In Java, you can set a subkey for a message by using the ProducerRecord class and setting the key and subkey when creating a new instance. You can add a header to the message to include the timestamp.

It’s important to note that even though you set a key or subkey to sort the messages, the messages within a partition will not be automatically sorted by their key or subkey. Kafka uses a partitioning strategy to determine which partition a message should be written to, based on the message key. If no key is provided, a round-robin strategy is used to determine the partition. Once the messages are in a partition, they are written in the order they were received.

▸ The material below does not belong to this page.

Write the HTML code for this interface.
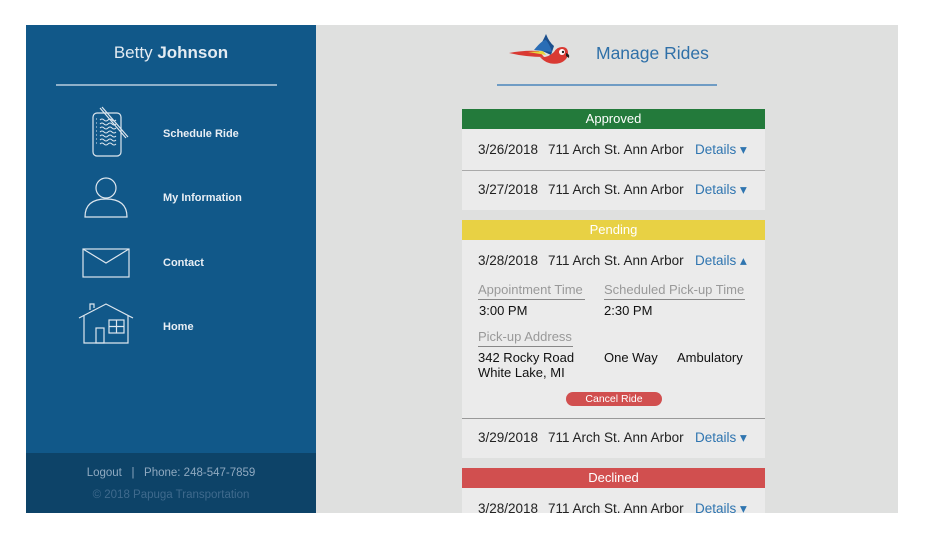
<!DOCTYPE html><html><head><style>
*{margin:0;padding:0;box-sizing:border-box}
body{width:940px;height:559px;background:#fff;font-family:"Liberation Sans",sans-serif;position:relative;overflow:hidden}
.abs{position:absolute;white-space:nowrap}
#side{left:26px;top:25px;width:290px;height:488px;background:#115889}
#foot{left:26px;top:453px;width:290px;height:60px;background:#0d4368}
#main{left:316px;top:25px;width:582px;height:488px;background:#dfe0df;overflow:hidden}
.nav{color:#e8eef4;font-size:11px;font-weight:bold}
.hdr{position:absolute;left:146px;width:303px;height:20px;color:#fff;font-size:13px;text-align:center;line-height:20px}
.row{position:absolute;left:146px;width:303px;background:#ebebeb;font-size:13.5px;color:#222}
.row span{position:absolute;white-space:nowrap}
.d{color:#2f75b0}
.lbl{position:absolute;font-size:13px;color:#999;border-bottom:1px solid #888;padding-bottom:2px;white-space:nowrap}
.val{position:absolute;font-size:13px;color:#111;white-space:nowrap}
</style></head><body>
<div id="side" class="abs"></div>
<div class="abs" style="left:26px;top:43px;width:290px;text-align:center;color:#e3ebf2;font-size:17px">Betty <b>Johnson</b></div>
<div class="abs" style="left:56px;top:84px;width:221px;height:2px;background:#8fb0c9"></div>
<svg class="abs" style="left:26px;top:100px" width="120" height="260" fill="none" stroke="#dde6ee" stroke-width="1.2">
<rect x="67" y="13" width="28" height="43" rx="4"/>
<g stroke-width="1"><path d="M70 19h1M70 23h1M70 27h1M70 31h1M70 35h1M70 39h1M70 43h1"/>
<path d="M74 20q2-2 4 0t4 0 4 0 4 0M74 24q2-2 4 0t4 0 4 0 4 0M74 28q2-2 4 0t4 0 4 0 4 0M74 32q2-2 4 0t4 0 4 0 4 0M74 36q2-2 4 0t4 0 4 0 4 0M74 40q2-2 4 0t4 0 4 0 4 0M74 44q2-2 4 0t4 0 4 0 4 0"/></g>
<path d="M74 8l26 30M76 7l26 30"/>
<circle cx="80" cy="88" r="10"/>
<path d="M59 117q0-18 21-18t21 18z"/>
<rect x="57" y="149" width="46" height="28"/><path d="M57 149l23 14 23-14"/>
<path d="M53 218l27-14 27 14M58 215v28h44v-28M64 210v-6h4v4"/>
<rect x="70" y="228" width="8" height="15"/><rect x="83" y="220" width="15" height="13"/><path d="M90.5 220v13M83 226.5h15"/>
</svg>
<div class="abs nav" style="left:163px;top:128px">Schedule Ride</div>
<div class="abs nav" style="left:163px;top:192px">My Information</div>
<div class="abs nav" style="left:163px;top:257px">Contact</div>
<div class="abs nav" style="left:163px;top:321px">Home</div>
<div id="foot" class="abs"></div>
<div class="abs" style="left:26px;top:467px;width:290px;text-align:center;color:#8fa9c0;font-size:11.5px">Logout &nbsp; | &nbsp; Phone: 248-547-7859</div>
<div class="abs" style="left:26px;top:489px;width:290px;text-align:center;color:#3f6a8d;font-size:11.5px">© 2018 Papuga Transportation</div>
<div id="main" class="abs">
<svg class="abs" style="left:190px;top:8px" width="70" height="36">
<path d="M3 20q15-3 30-2l5 6q-18 0-35-4z" fill="#d93a33"/>
<path d="M22 19l15-1 3 4z" fill="#e6d63a"/>
<path d="M32 16q5-8 8-15 3 8 8 12l-3 9z" fill="#1b4f8d"/>
<path d="M28 17q8-10 12-10 4 5 6 12z" fill="#2a6db5"/>
<path d="M34 24q8 9 20 6 8-3 8-10 0-6-6-6-5 0-8 5-6 6-14 5z" fill="#d93a33"/>
<circle cx="56" cy="19" r="3" fill="#fff"/><circle cx="57" cy="19" r="1.2" fill="#222"/>
<path d="M60 20q4 1 3 5l-3-2z" fill="#222"/>
</svg>
<div class="abs" style="left:280px;top:18px;font-size:17.5px;color:#2f70a8">Manage Rides</div>
<div class="abs" style="left:181px;top:59px;width:220px;height:2px;background:#6f9cc4"></div>
</div>
<div class="hdr" style="left:462px;top:109px;background:#237a3b">Approved</div>
<div class="row" style="left:462px;top:129px;height:41px"><span style="left:16px;top:13px">3/26/2018</span><span style="left:86px;top:13px">711 Arch St. Ann Arbor</span><span class="d" style="left:233px;top:13px">Details ▾</span></div>
<div class="abs" style="left:462px;top:170px;width:303px;height:1px;background:#aaa"></div>
<div class="row" style="left:462px;top:171px;height:39px"><span style="left:16px;top:11px">3/27/2018</span><span style="left:86px;top:11px">711 Arch St. Ann Arbor</span><span class="d" style="left:233px;top:11px">Details ▾</span></div>
<div class="hdr" style="left:462px;top:220px;background:#e8d144">Pending</div>
<div class="row" style="left:462px;top:240px;height:178px">
<span style="left:16px;top:13px">3/28/2018</span><span style="left:86px;top:13px">711 Arch St. Ann Arbor</span><span class="d" style="left:233px;top:13px">Details ▴</span>
<div class="lbl" style="left:16px;top:42px;width:107px">Appointment Time</div>
<div class="lbl" style="left:142px;top:42px;width:141px">Scheduled Pick-up Time</div>
<div class="val" style="left:17px;top:63px">3:00 PM</div>
<div class="val" style="left:142px;top:63px">2:30 PM</div>
<div class="lbl" style="left:16px;top:89px;width:95px">Pick-up Address</div>
<div class="val" style="left:16px;top:110px;line-height:15px">342 Rocky Road<br>White Lake, MI</div>
<div class="val" style="left:142px;top:110px">One Way</div>
<div class="val" style="left:215px;top:110px">Ambulatory</div>
<div class="abs" style="left:104px;top:152px;width:96px;height:14px;border-radius:7px;background:#d14f4f;color:#fff;font-size:10.5px;text-align:center;line-height:14px">Cancel Ride</div>
</div>
<div class="abs" style="left:462px;top:418px;width:303px;height:1px;background:#999"></div>
<div class="row" style="left:462px;top:419px;height:39px"><span style="left:16px;top:11px">3/29/2018</span><span style="left:86px;top:11px">711 Arch St. Ann Arbor</span><span class="d" style="left:233px;top:11px">Details ▾</span></div>
<div class="hdr" style="left:462px;top:468px;background:#d14f4f">Declined</div>
<div class="row" style="left:462px;top:488px;height:25px;overflow:hidden"><span style="left:16px;top:13px">3/28/2018</span><span style="left:86px;top:13px">711 Arch St. Ann Arbor</span><span class="d" style="left:233px;top:13px">Details ▾</span></div>
</body></html>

To ensure that the messages are sorted by the key or subkey within a partition, you will need to implement an additional sorting step in your consumer. This can be done by using a data structure such as a TreeMap or PriorityQueue that sorts the messages based on the key or subkey before processing them. Alternatively, you could use a stream processing framework such as Apache Kafka Streams, that allows you to process the messages in the order they are received, and also sort them by key or subkey.

Another possible and more pattern-driven way is to use the Transactional Outbox pattern described by Chris Richardson in his book ‘Microservices Patterns’ (a must-read). This solution will not fix all your problems, but it will certainly help to provide a more transactional solution that ensures order preservation. Depending on how you implement your producer, you can completely avoid the multi-producer problem, but you may have to address scalability issues in a high-volume scenario.

In summary, ordering of messages in a Kafka topic with multiple producers can be achieved by setting unique keys and subkeys, using a single consumer and/or a single partition. In addition, sorting the messages by key or subkey within the partition can be done by implementing an additional sorting step in the consumer or using a stream processing framework.

--

--